PYD leader Salih Müslim, in an interview with CNNTürk, insisted the claim is not true and dismissed the allegation that his fighters are creating a “Kurdish corridor.” “There is no corridor,” he said. “We are fighting against ISIL’s jihadists and the international community sees us as the ones who are the most effective in this fight against the ISIL. And we are satisfied with it.”

He warned, “some circles are trying to ignite a Kurdish-Arab military conflict.”

"Our political stance has been clear in this regard. We have no plan to take a part of Syria. Indeed, we are part of it and we will fight to maintain an independent, democratic and united Syria with our allies,” Zuhat Kobani, a Belgium-based PYD official told VOA Kurdish Service. “Turkey should thank us for what we have done against IS - if it is not supporting this terrorist group.”

The PYD is currently in negotiations with various independent Syrian civil society groups to arrange for them to conduct a fact-finding trip to Tal Abyad and surrounding villages.

But on Monday YPG militias reportedly blocked a fact-finding mission from rebel political factions from entering the town.

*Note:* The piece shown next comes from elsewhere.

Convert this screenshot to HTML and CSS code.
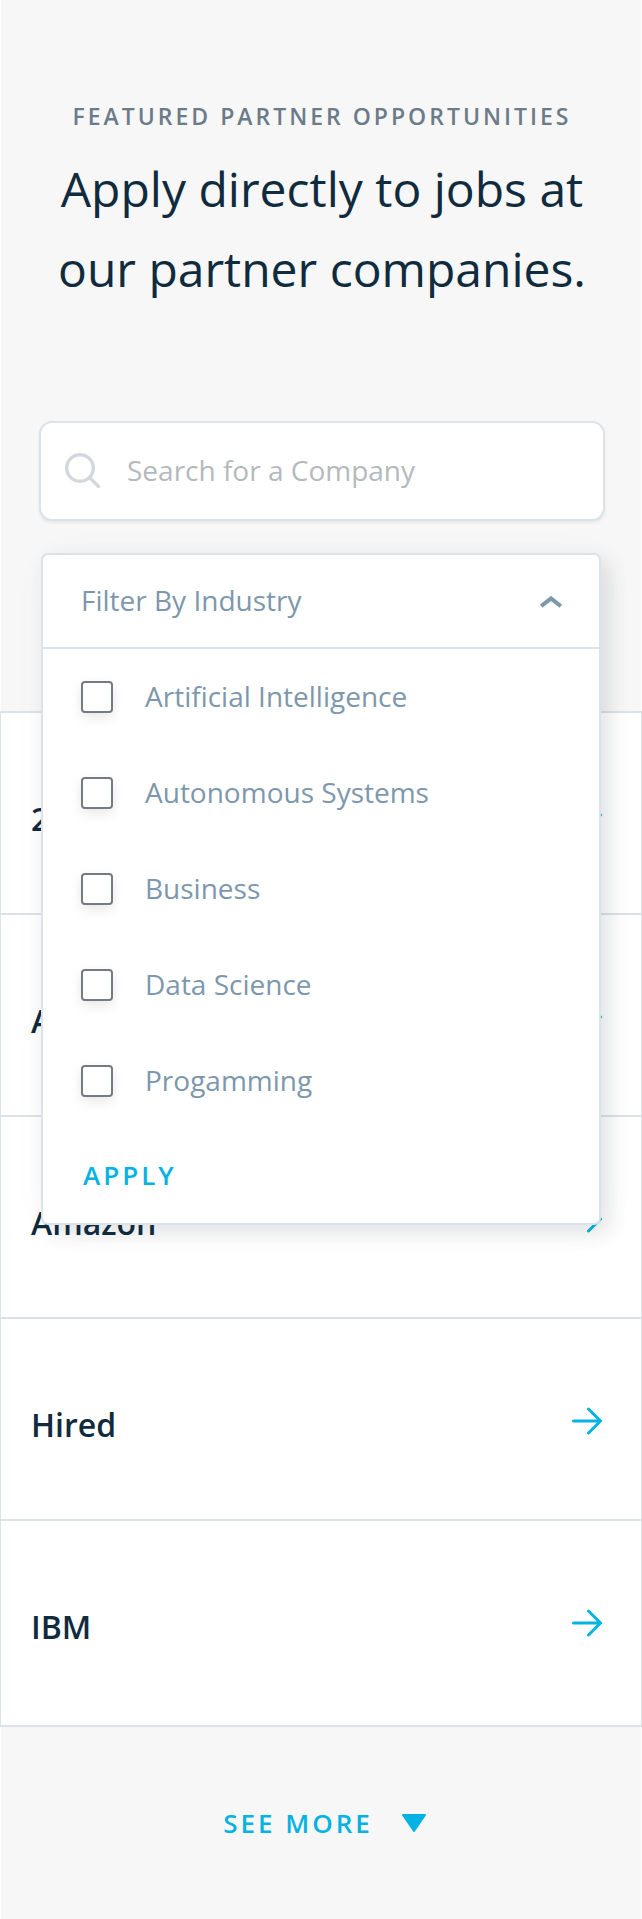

The Syrian National Coalition, a Western and Gulf-backed umbrella political organization, said a team was refused entry.

"This came after numerous attempts of the committee to enter the town,” the coalition said in a press statement. About 2,000 refugees - 10 percent of those who fled - have been allowed to return.

The allegations of Kurdish territorial ambitions, whether true or not, may complicate the next steps in the Kurdish offensive against IS.

“YPG gains will also likely exacerbate tensions between Syrian Kurds, the Turkish government, and the Assad regime in a way which limits the options available to both the YPG and the United States,” predict Institute for the Study of War analysts Kozak and Casagrande. “These accusations may threaten to disrupt the current cooperation between Kurdish forces and the Syrian opposition during preparations for an offensive on Raqqa city, IS’s de facto capital in Syria."